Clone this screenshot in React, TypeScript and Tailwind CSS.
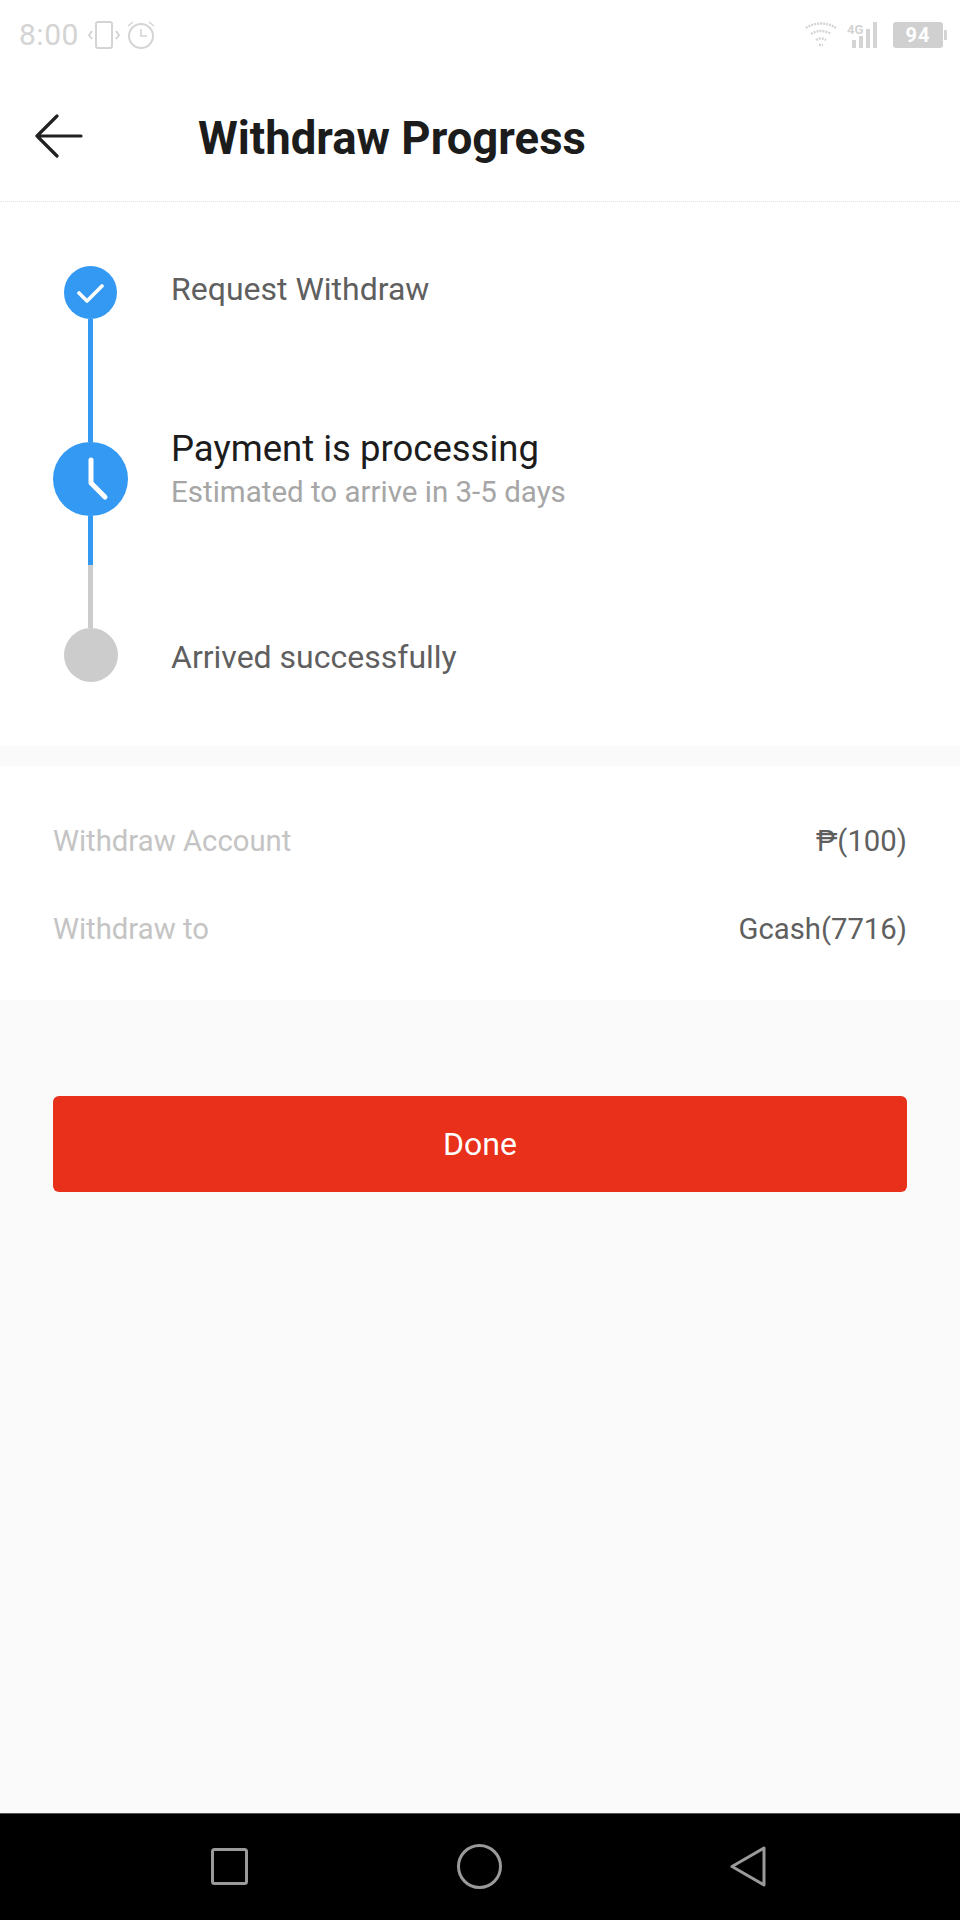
const font = { fontFamily: "Roboto, 'Liberation Sans', sans-serif" };

function StatusBar() {
  return (
    <div className="h-[68px] flex items-center justify-between pl-[19px] pr-[13px] pt-[2px] bg-white text-[#d4d4d4]">
      <div className="flex items-center gap-[9px]">
        <span className="text-[30px] leading-none tracking-[0.5px]">8:00</span>
        <svg width="32" height="28" viewBox="0 0 32 28" fill="none" stroke="currentColor" strokeWidth="2">
          <rect x="8" y="1" width="16" height="26" rx="2" />
          <path d="M4 10l-3 4 3 4M28 10l3 4-3 4" />
        </svg>
        <svg width="30" height="30" viewBox="0 0 30 30" fill="none" stroke="currentColor" strokeWidth="2" className="-ml-[3px]">
          <circle cx="15" cy="16" r="12" />
          <path d="M15 9v7h6M2 6l5-4M28 6l-5-4" strokeWidth="1.6" />
        </svg>
      </div>
      <div className="flex items-center">
        <svg width="32" height="26" viewBox="0 0 32 26" fill="none" stroke="currentColor" strokeWidth="2.4" strokeDasharray="2 1">
          <path d="M1 6c8-6 22-6 30 0M6 12c6-4 14-4 20 0M11 18c3-2 7-2 10 0" />
          <path d="M14 23h4" />
        </svg>
        <div className="relative w-[30px] h-[26px] ml-[10px]">
          <span className="absolute left-0 top-[1px] text-[13px] font-bold leading-none">4G</span>
          <svg width="30" height="26" viewBox="0 0 30 26" fill="currentColor">
            <rect x="5" y="18" width="4" height="8" />
            <rect x="12" y="14" width="4" height="12" />
            <rect x="19" y="7" width="4" height="19" />
            <rect x="26" y="0" width="4" height="26" />
          </svg>
        </div>
        <div className="flex items-center ml-[16px]">
          <div className="w-[50px] h-[26px] rounded-[3px] bg-[#d0d0d0] flex items-center justify-center text-white text-[20px] font-bold leading-none tracking-[1px]">
            94
          </div>
          <div className="w-[3px] h-[10px] ml-[1px] bg-[#d4d4d4] rounded-r-[1px]" />
        </div>
      </div>
    </div>
  );
}

function Header() {
  return (
    <div className="h-[134px] flex items-center bg-white border-b border-dotted border-[#e4e4e4] pt-[3px]">
      <svg width="48" height="44" viewBox="0 0 48 44" fill="none" stroke="#222222" strokeWidth="3.2" strokeLinecap="round" strokeLinejoin="round" className="ml-[35px] shrink-0">
        <path d="M46 22H2M22 2L2 22l20 20" />
      </svg>
      <h1 className="ml-[115px] mt-[6px] text-[45.5px] leading-none font-bold text-[#1c1c1c]">Withdraw Progress</h1>
    </div>
  );
}

function Timeline() {
  return (
    <div className="flex bg-white h-[544px]">
      <div className="w-[75px] ml-[53px] pt-[64px] flex flex-col items-center shrink-0">
        <div className="w-[53px] h-[53px] rounded-full bg-[#3399f3] flex items-center justify-center">
          <svg width="27" height="20" viewBox="0 0 27 20" fill="none" stroke="white" strokeWidth="3.6" strokeLinecap="round" strokeLinejoin="round">
            <path d="M2 10l8 8L25 3" />
          </svg>
        </div>
        <div className="w-[5px] h-[123px] bg-[#3399f3]" />
        <div className="w-[75px] h-[74px] rounded-full bg-[#3399f3] flex items-center justify-center">
          <svg width="75" height="74" viewBox="0 0 75 74" fill="none" stroke="white" strokeWidth="5" strokeLinecap="round" strokeLinejoin="round">
            <path d="M38 18v23l14 14" />
          </svg>
        </div>
        <div className="w-[5px] h-[49px] bg-[#3399f3]" />
        <div className="w-[5px] h-[63px] bg-[#cccccc]" />
        <div className="w-[54px] h-[54px] rounded-full bg-[#cccccc]" />
      </div>
      <div className="ml-[43px] pt-[69px] flex flex-col">
        <div className="text-[32px] leading-[36px] text-[#5f5f5f]">Request Withdraw</div>
        <div className="mt-[121px] text-[36.5px] leading-[42px] text-[#1c1c1c]">Payment is processing</div>
        <div className="mt-[4px] text-[29.5px] leading-[36px] text-[#a6a6a6]">Estimated to arrive in 3-5 days</div>
        <div className="mt-[129px] text-[32px] leading-[36px] text-[#5f5f5f]">Arrived successfully</div>
      </div>
    </div>
  );
}

function InfoRow({ label, value }: { label: string; value: string }) {
  return (
    <div className="flex items-center justify-between h-[88px]">
      <span className="text-[29.3px] text-[#c4c4c4]">{label}</span>
      <span className="text-[29.3px] text-[#5f5f5f]">{value}</span>
    </div>
  );
}

function NavBar() {
  return (
    <div className="h-[107px] bg-black border-t border-[#555555] flex items-center pl-[211px] pb-[2px]">
      <svg width="37" height="37" viewBox="0 0 37 37" fill="none" stroke="#9a9a9a" strokeWidth="3">
        <rect x="1.5" y="1.5" width="34" height="34" rx="2" />
      </svg>
      <svg width="45" height="45" viewBox="0 0 45 45" fill="none" stroke="#9a9a9a" strokeWidth="3" className="ml-[209px]">
        <circle cx="22.5" cy="22.5" r="21" />
      </svg>
      <svg width="36" height="41" viewBox="0 0 36 41" fill="none" stroke="#9a9a9a" strokeWidth="3" strokeLinejoin="round" className="ml-[228px]">
        <path d="M34 2v37L2 20.5z" />
      </svg>
    </div>
  );
}

export default function App() {
  return (
    <div style={font} className="w-[960px] h-[1920px] flex flex-col bg-[#fafafa] overflow-hidden">
      <StatusBar />
      <Header />
      <Timeline />
      <div className="mt-[20px] bg-white px-[53px] h-[234px] pt-[32px]">
        <InfoRow label="Withdraw Account" value="₱(100)" />
        <InfoRow label="Withdraw to" value="Gcash(7716)" />
      </div>
      <div className="flex-1 px-[53px] pt-[96px]">
        <button className="w-full h-[96px] rounded-[6px] bg-[#e8301a] text-white text-[32px]">Done</button>
      </div>
      <NavBar />
    </div>
  );
}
____________
**Aim of the task**
The material above must be printed exactly, with its pictures left out.

**Exercise output**
Clone this screenshot in React, TypeScript and Tailwind CSS.
const font = { fontFamily: "Roboto, 'Liberation Sans', sans-serif" };

function StatusBar() {
  return (
    <div className="h-[68px] flex items-center justify-between pl-[19px] pr-[13px] pt-[2px] bg-white text-[#d4d4d4]">
      <div className="flex items-center gap-[9px]">
        <span className="text-[30px] leading-none tracking-[0.5px]">8:00</span>
        <svg width="32" height="28" viewBox="0 0 32 28" fill="none" stroke="currentColor" strokeWidth="2">
          <rect x="8" y="1" width="16" height="26" rx="2" />
          <path d="M4 10l-3 4 3 4M28 10l3 4-3 4" />
        </svg>
        <svg width="30" height="30" viewBox="0 0 30 30" fill="none" stroke="currentColor" strokeWidth="2" className="-ml-[3px]">
          <circle cx="15" cy="16" r="12" />
          <path d="M15 9v7h6M2 6l5-4M28 6l-5-4" strokeWidth="1.6" />
        </svg>
      </div>
      <div className="flex items-center">
        <svg width="32" height="26" viewBox="0 0 32 26" fill="none" stroke="currentColor" strokeWidth="2.4" strokeDasharray="2 1">
          <path d="M1 6c8-6 22-6 30 0M6 12c6-4 14-4 20 0M11 18c3-2 7-2 10 0" />
          <path d="M14 23h4" />
        </svg>
        <div className="relative w-[30px] h-[26px] ml-[10px]">
          <span className="absolute left-0 top-[1px] text-[13px] font-bold leading-none">4G</span>
          <svg width="30" height="26" viewBox="0 0 30 26" fill="currentColor">
            <rect x="5" y="18" width="4" height="8" />
            <rect x="12" y="14" width="4" height="12" />
            <rect x="19" y="7" width="4" height="19" />
            <rect x="26" y="0" width="4" height="26" />
          </svg>
        </div>
        <div className="flex items-center ml-[16px]">
          <div className="w-[50px] h-[26px] rounded-[3px] bg-[#d0d0d0] flex items-center justify-center text-white text-[20px] font-bold leading-none tracking-[1px]">
            94
          </div>
          <div className="w-[3px] h-[10px] ml-[1px] bg-[#d4d4d4] rounded-r-[1px]" />
        </div>
      </div>
    </div>
  );
}

function Header() {
  return (
    <div className="h-[134px] flex items-center bg-white border-b border-dotted border-[#e4e4e4] pt-[3px]">
      <svg width="48" height="44" viewBox="0 0 48 44" fill="none" stroke="#222222" strokeWidth="3.2" strokeLinecap="round" strokeLinejoin="round" className="ml-[35px] shrink-0">
        <path d="M46 22H2M22 2L2 22l20 20" />
      </svg>
      <h1 className="ml-[115px] mt-[6px] text-[45.5px] leading-none font-bold text-[#1c1c1c]">Withdraw Progress</h1>
    </div>
  );
}

function Timeline() {
  return (
    <div className="flex bg-white h-[544px]">
      <div className="w-[75px] ml-[53px] pt-[64px] flex flex-col items-center shrink-0">
        <div className="w-[53px] h-[53px] rounded-full bg-[#3399f3] flex items-center justify-center">
          <svg width="27" height="20" viewBox="0 0 27 20" fill="none" stroke="white" strokeWidth="3.6" strokeLinecap="round" strokeLinejoin="round">
            <path d="M2 10l8 8L25 3" />
          </svg>
        </div>
        <div className="w-[5px] h-[123px] bg-[#3399f3]" />
        <div className="w-[75px] h-[74px] rounded-full bg-[#3399f3] flex items-center justify-center">
          <svg width="75" height="74" viewBox="0 0 75 74" fill="none" stroke="white" strokeWidth="5" strokeLinecap="round" strokeLinejoin="round">
            <path d="M38 18v23l14 14" />
          </svg>
        </div>
        <div className="w-[5px] h-[49px] bg-[#3399f3]" />
        <div className="w-[5px] h-[63px] bg-[#cccccc]" />
        <div className="w-[54px] h-[54px] rounded-full bg-[#cccccc]" />
      </div>
      <div className="ml-[43px] pt-[69px] flex flex-col">
        <div className="text-[32px] leading-[36px] text-[#5f5f5f]">Request Withdraw</div>
        <div className="mt-[121px] text-[36.5px] leading-[42px] text-[#1c1c1c]">Payment is processing</div>
        <div className="mt-[4px] text-[29.5px] leading-[36px] text-[#a6a6a6]">Estimated to arrive in 3-5 days</div>
        <div className="mt-[129px] text-[32px] leading-[36px] text-[#5f5f5f]">Arrived successfully</div>
      </div>
    </div>
  );
}

function InfoRow({ label, value }: { label: string; value: string }) {
  return (
    <div className="flex items-center justify-between h-[88px]">
      <span className="text-[29.3px] text-[#c4c4c4]">{label}</span>
      <span className="text-[29.3px] text-[#5f5f5f]">{value}</span>
    </div>
  );
}

function NavBar() {
  return (
    <div className="h-[107px] bg-black border-t border-[#555555] flex items-center pl-[211px] pb-[2px]">
      <svg width="37" height="37" viewBox="0 0 37 37" fill="none" stroke="#9a9a9a" strokeWidth="3">
        <rect x="1.5" y="1.5" width="34" height="34" rx="2" />
      </svg>
      <svg width="45" height="45" viewBox="0 0 45 45" fill="none" stroke="#9a9a9a" strokeWidth="3" className="ml-[209px]">
        <circle cx="22.5" cy="22.5" r="21" />
      </svg>
      <svg width="36" height="41" viewBox="0 0 36 41" fill="none" stroke="#9a9a9a" strokeWidth="3" strokeLinejoin="round" className="ml-[228px]">
        <path d="M34 2v37L2 20.5z" />
      </svg>
    </div>
  );
}

export default function App() {
  return (
    <div style={font} className="w-[960px] h-[1920px] flex flex-col bg-[#fafafa] overflow-hidden">
      <StatusBar />
      <Header />
      <Timeline />
      <div className="mt-[20px] bg-white px-[53px] h-[234px] pt-[32px]">
        <InfoRow label="Withdraw Account" value="₱(100)" />
        <InfoRow label="Withdraw to" value="Gcash(7716)" />
      </div>
      <div className="flex-1 px-[53px] pt-[96px]">
        <button className="w-full h-[96px] rounded-[6px] bg-[#e8301a] text-white text-[32px]">Done</button>
      </div>
      <NavBar />
    </div>
  );
}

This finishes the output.